- Description of the task -
Copy out each line of the listing that has the word "React" in it.

- Dataset section -
= = = =

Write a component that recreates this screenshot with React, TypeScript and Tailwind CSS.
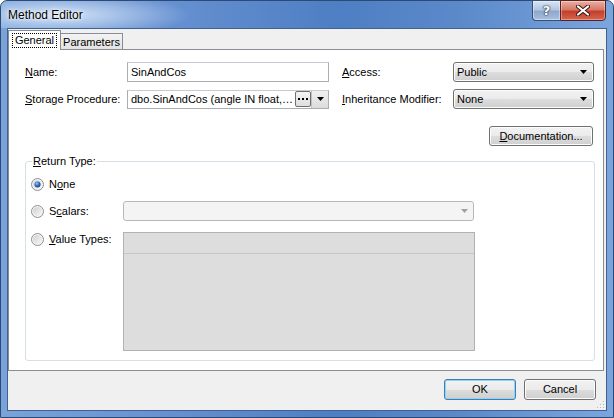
import React from "react";

const btn =
  "rounded-[3px] border border-[#707070] bg-[linear-gradient(#f2f2f2_0%,#ebebeb_50%,#dddddd_51%,#cfcfcf_100%)] shadow-[inset_0_0_0_1px_#fcfcfc]";

function Arrow({ color = "#000" }: { color?: string }) {
  return (
    <svg width="7" height="4" viewBox="0 0 7 4">
      <path d="M0 0h7L3.5 4z" fill={color} />
    </svg>
  );
}

function Radio({ checked, id }: { checked?: boolean; id: string }) {
  return (
    <svg width="13" height="13" viewBox="0 0 13 13" className="shrink-0">
      <defs>
        <linearGradient id={`rg${id}`} x1="0" y1="0" x2="1" y2="1">
          <stop offset="0" stopColor="#d0d0d0" />
          <stop offset="1" stopColor="#f8f8f8" />
        </linearGradient>
        <radialGradient id={`rb${id}`} cx="0.4" cy="0.35" r="0.7">
          <stop offset="0" stopColor="#9ad0f5" />
          <stop offset="0.5" stopColor="#2e6fbf" />
          <stop offset="1" stopColor="#16437e" />
        </radialGradient>
      </defs>
      <circle cx="6.5" cy="6.5" r="6" fill="#f4f4f4" stroke="#8e8f8f" strokeWidth="1" />
      <circle cx="6.5" cy="6.5" r="4.5" fill={`url(#rg${id})`} />
      {checked && <circle cx="6.5" cy="6.5" r="3" fill={`url(#rb${id})`} />}
    </svg>
  );
}

function Label({ pre = "", u, post }: { pre?: string; u: string; post: string }) {
  return (
    <span className="whitespace-nowrap">
      {pre}
      <span className="underline underline-offset-[1px]">{u}</span>
      {post}
    </span>
  );
}

export default function App() {
  return (
    <div className="w-[614px] h-[418px] font-['Liberation_Sans',Arial,sans-serif] text-[11px] text-black">
      <div className="w-[614px] h-[418px] flex flex-col border border-[#2d4a75] rounded-t-[7px] bg-[linear-gradient(90deg,#7aa3da_0%,#6892d2_25%,#4e7ec3_55%,#5b89ca_75%,#7ba5dd_100%)]">
        {/* Title bar */}
        <div className="h-[27px] flex items-start shrink-0 rounded-t-[6px] bg-[radial-gradient(ellipse_130px_22px_at_60px_14px,rgba(215,230,248,0.95),rgba(215,230,248,0)_100%)]">
          <div className="ml-[7px] mt-[6px] text-[12px] leading-[16px] [text-shadow:0_0_6px_#fff,0_0_3px_#fff]">
            Method Editor
          </div>
          <div className="ml-auto mr-[7px] -mt-[1px] flex">
            <div className="w-[28px] h-[21px] rounded-bl-[4px] border border-[#34507a] border-r-0 bg-[linear-gradient(#dbe5f2_0%,#b3c6e0_45%,#8ea8cc_55%,#a9c0de_100%)] shadow-[inset_0_0_0_1px_rgba(255,255,255,0.4)] flex items-center justify-center">
              <span className="font-['DejaVu_Sans',sans-serif] font-bold text-[13px] leading-none text-white [text-shadow:0_0_1px_#24385a,0_0_1px_#24385a,0_0_2px_#24385a]">
                ?
              </span>
            </div>
            <div className="w-[46px] h-[21px] rounded-br-[4px] border border-[#5a2020] bg-[linear-gradient(#eab0a4_0%,#d77a68_45%,#c3402b_55%,#d6654d_100%)] shadow-[inset_0_0_0_1px_rgba(255,255,255,0.35)] flex items-center justify-center">
              <svg width="14" height="11" viewBox="0 0 14 11">
                <path d="M2 1.5l10 8M12 1.5l-10 8" stroke="#3a1410" strokeWidth="4" strokeLinecap="round" />
                <path d="M2 1.5l10 8M12 1.5l-10 8" stroke="#fff" strokeWidth="2.2" strokeLinecap="round" />
              </svg>
            </div>
          </div>
        </div>

        {/* Body */}
        <div className="flex-1 mx-[6px] mb-[6px] border border-[#42618f] bg-[#f0f0f0] flex flex-col">
          <div className="pt-[1px] pr-[2px] flex flex-col">
            {/* Tabs */}
            <div className="flex items-end h-[19px]">
              <div className="relative z-10 w-[53px] h-[20px] -mb-[1px] bg-white border border-b-0 border-[#898c95] flex items-start justify-center pt-[2px]">
                <div className="border border-dotted border-black px-[2px] h-[15px] leading-[13px]">General</div>
              </div>
              <div className="w-[62px] h-[16px] border border-l-0 border-b-0 border-[#898c95] bg-[linear-gradient(#f3f3f3,#e3e3e3)] flex items-center justify-center leading-[14px] pt-[1px]">
                Parameters
              </div>
            </div>

            {/* Panel */}
            <div className="h-[322px] bg-white border border-[#898c95] pt-[12px] pl-[16px] flex flex-col">
              <div className="w-[569px] flex flex-col">
                {/* Row 1 */}
                <div className="flex items-center h-[20px]">
                  <div className="w-[102px]">
                    <Label u="N" post="ame:" />
                  </div>
                  <div className="w-[202px] h-[20px] border border-[#abadb3] border-t-[#c8cace] pl-[3px] flex items-center">
                    SinAndCos
                  </div>
                  <div className="w-[13px]" />
                  <div className="w-[111px]">
                    <Label u="A" post="ccess:" />
                  </div>
                  <div className={`w-[141px] h-[20px] ${btn} flex items-center pl-[3px] pr-[6px]`}>
                    <span className="flex-1">Public</span>
                    <Arrow />
                  </div>
                </div>
                {/* Row 2 */}
                <div className="flex items-center h-[20px] mt-[7px]">
                  <div className="w-[102px]">
                    <Label u="S" post="torage Procedure:" />
                  </div>
                  <div className="w-[202px] h-[19px] border border-[#abadb3] border-t-[#c8cace] pl-[3px] flex items-center">
                    <span className="flex-1 whitespace-nowrap overflow-hidden">dbo.SinAndCos (angle IN float,…</span>
                    <div className="w-[16px] h-[16px] shrink-0 rounded-[2px] border border-[#707070] bg-[linear-gradient(#f4f4f4,#dedede)] flex items-center justify-center">
                      <svg width="10" height="3" viewBox="0 0 10 3">
                        <rect x="0" y="0" width="2" height="2" fill="#000" />
                        <rect x="4" y="0" width="2" height="2" fill="#000" />
                        <rect x="8" y="0" width="2" height="2" fill="#000" />
                      </svg>
                    </div>
                    <div className="w-[17px] h-[17px] shrink-0 bg-[linear-gradient(#f0f0f0,#dcdcdc)] border-l border-[#c0c0c0] flex items-center justify-center">
                      <Arrow />
                    </div>
                  </div>
                  <div className="w-[13px]" />
                  <div className="w-[111px]">
                    <Label u="I" post="nheritance Modifier:" />
                  </div>
                  <div className={`w-[141px] h-[20px] ${btn} flex items-center pl-[3px] pr-[6px]`}>
                    <span className="flex-1">None</span>
                    <Arrow />
                  </div>
                </div>
                {/* Documentation */}
                <div className="flex justify-end mt-[17px] pr-[1px]">
                  <div className={`w-[104px] h-[20px] ${btn} flex items-center justify-center`}>
                    <Label u="D" post="ocumentation..." />
                  </div>
                </div>
              </div>

              {/* Group box */}
              <div className="relative mt-[15px] w-[570px] h-[200px] border border-[#d5dfe5] rounded-[3px] pl-[5px] pt-[15px] flex flex-col">
                <div className="absolute -top-[8px] left-[6px] bg-white px-[1px] leading-[14px]">
                  <Label u="R" post="eturn Type:" />
                </div>
                <div className="flex items-center h-[14px]">
                  <Radio checked id="a" />
                  <span className="ml-[5px]">
                    <Label pre="N" u="o" post="ne" />
                  </span>
                </div>
                <div className="flex items-center h-[20px] mt-[10px]">
                  <div className="w-[92px] flex items-center">
                    <Radio id="b" />
                    <span className="ml-[5px]">
                      <Label pre="S" u="c" post="alars:" />
                    </span>
                  </div>
                  <div className="w-[351px] h-[20px] rounded-[3px] border border-[#b5b8ba] bg-[#f4f4f4] flex items-center justify-end pr-[5px]">
                    <Arrow color="#a0a0a0" />
                  </div>
                </div>
                <div className="flex items-start mt-[11px]">
                  <div className="w-[92px] flex items-center h-[14px]">
                    <Radio id="c" />
                    <span className="ml-[5px]">
                      <Label u="V" post="alue Types:" />
                    </span>
                  </div>
                  <div className="w-[352px] h-[119px] border border-[#b2b2b2] bg-[#dddddd]">
                    <div className="h-[21px] border-b border-[#c6c6c6]" />
                  </div>
                </div>
              </div>
            </div>
          </div>

          {/* Bottom buttons */}
          <div className="relative flex-1 flex justify-end items-start pt-[8px] pr-[10px]">
            <div className="w-[72px] h-[21px] rounded-[3px] border border-[#3c7fb1] bg-[linear-gradient(#f2f2f2_0%,#ebebeb_50%,#dddddd_51%,#cfcfcf_100%)] shadow-[inset_0_0_0_1px_#8fd3f7] flex items-center justify-center">
              OK
            </div>
            <div className={`ml-[8px] w-[72px] h-[21px] ${btn} flex items-center justify-center`}>Cancel</div>
            <svg className="absolute right-[1px] bottom-[1px]" width="10" height="10" viewBox="0 0 10 10">
              {[
                [8, 2],
                [5, 5],
                [8, 5],
                [2, 8],
                [5, 8],
                [8, 8],
              ].map(([x, y], i) => (
                <g key={i}>
                  <rect x={x} y={y} width="1" height="1" fill="#b8b8b8" />
                  <rect x={x + 1} y={y + 1} width="1" height="1" fill="#ffffff" />
                </g>
              ))}
            </svg>
          </div>
        </div>
      </div>
    </div>
  );
}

= = = =

- Response to this task -
Write a component that recreates this screenshot with React, TypeScript and Tailwind CSS.
import React from "react";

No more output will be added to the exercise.